Not all companies have in-house resources to produce these. And they might not be in the financial position to hire third-parties. For them, a ODM could be a good alternative.
What is ODM?
Original Design Manufacturing is another form of contract manufacturing. In contrast with OEM, the service scope of ODM is somewhat broader. Whereas OEMs are solely responsible for the manufacturing process, ODMs also provide product development services and sometimes even whole product lifecycle services. The exact service scope varies per ODM and depends on the ODM’s capabilities.
So let’s say you have a great idea for a mobile phone. You’ve done market research and found an opportunity to sell low-priced phones of decent quality in India.
You have come up with some features you want your phone to have, but you don’t have any technical drawings and specifications. You just want a phone that meets your requirements.
For this you might want to go to an ODM. An ODM will help you to create new designs and specifications based on the idea you provide. Or it could be that the ODM already has its own product lines, and you can customize one of their existing products.
In both cases, the ODM will take care of the manufacturing of the product. You can even get the products branded with your own name. So it will seem like you have manufactured them yourself.
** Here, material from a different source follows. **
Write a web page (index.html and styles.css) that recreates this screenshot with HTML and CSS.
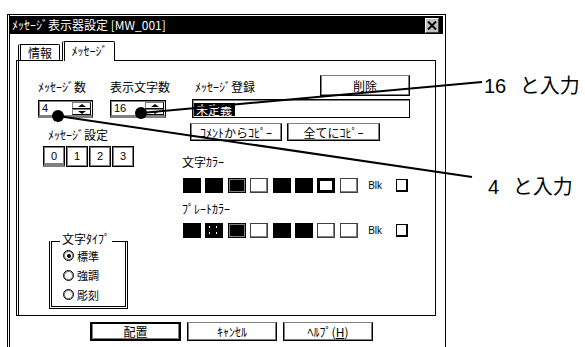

This fictive conversation might make it easier to understand:
- You don’t need to make large, upfront investments as the product development taken care of by the ODM and you don’t need to pay for all the tooling.
- You don’t need to have technical resources, that can provide detailed designs & specifications. The ODM will take care of this.
Because of these advantages, ODM is popular among many Amazon FBA sellers. However, it also has multiple drawbacks.
The most important factor to consider is intellectual property. With ODM, you don’t own the IP rights of the product, which puts you in an unfavorable position during contractual negotiations.
For example, the ODM could demand a minimum volume of sales, or ask a slightly higher price per product. Moreover, it could be that the ODM’s product is actually the IP of another company. In the worst case, this could get you involved in a million dollar lawsuit.
This is a something you definitely do not want to risk. Therefore, careful and thorough due diligence is an absolute must when working with an ODM.
Comparison of OEM vs ODM
As I explained before, the main difference between OEM and ODM lies in their approach to product development. This has obvious implication for you as an importer, because there are significant differences in lead time, costs and IP ownership.
A comparison between OEM & ODM is presented in the image below:
OEM and ODM are two popular ways of contract manufacturing. The main difference between the two is their approach to product development.
An OEM’s primary responsibility is to manufacture the goods according to your designs and specifications. Therefore, all prior research and product development should be done by you, the client. This can take up months and goes with significant costs for design, engineering and tooling.
When working with an ODM, this all is taken care of. As a result, product development cycles are much shorter, which can save you tons of money. However, in contrast with OEM, you don’t own the IP and are bound to the products and customization options the ODM can provide.
Whether working on an OEM or ODM basis is best for you, really depends on your product, market and goals. We typically advice to work with OEMs. Because in most cases, the lower costs associated with ODM cannot out-weight the benefits of owning the IP of the product you are selling.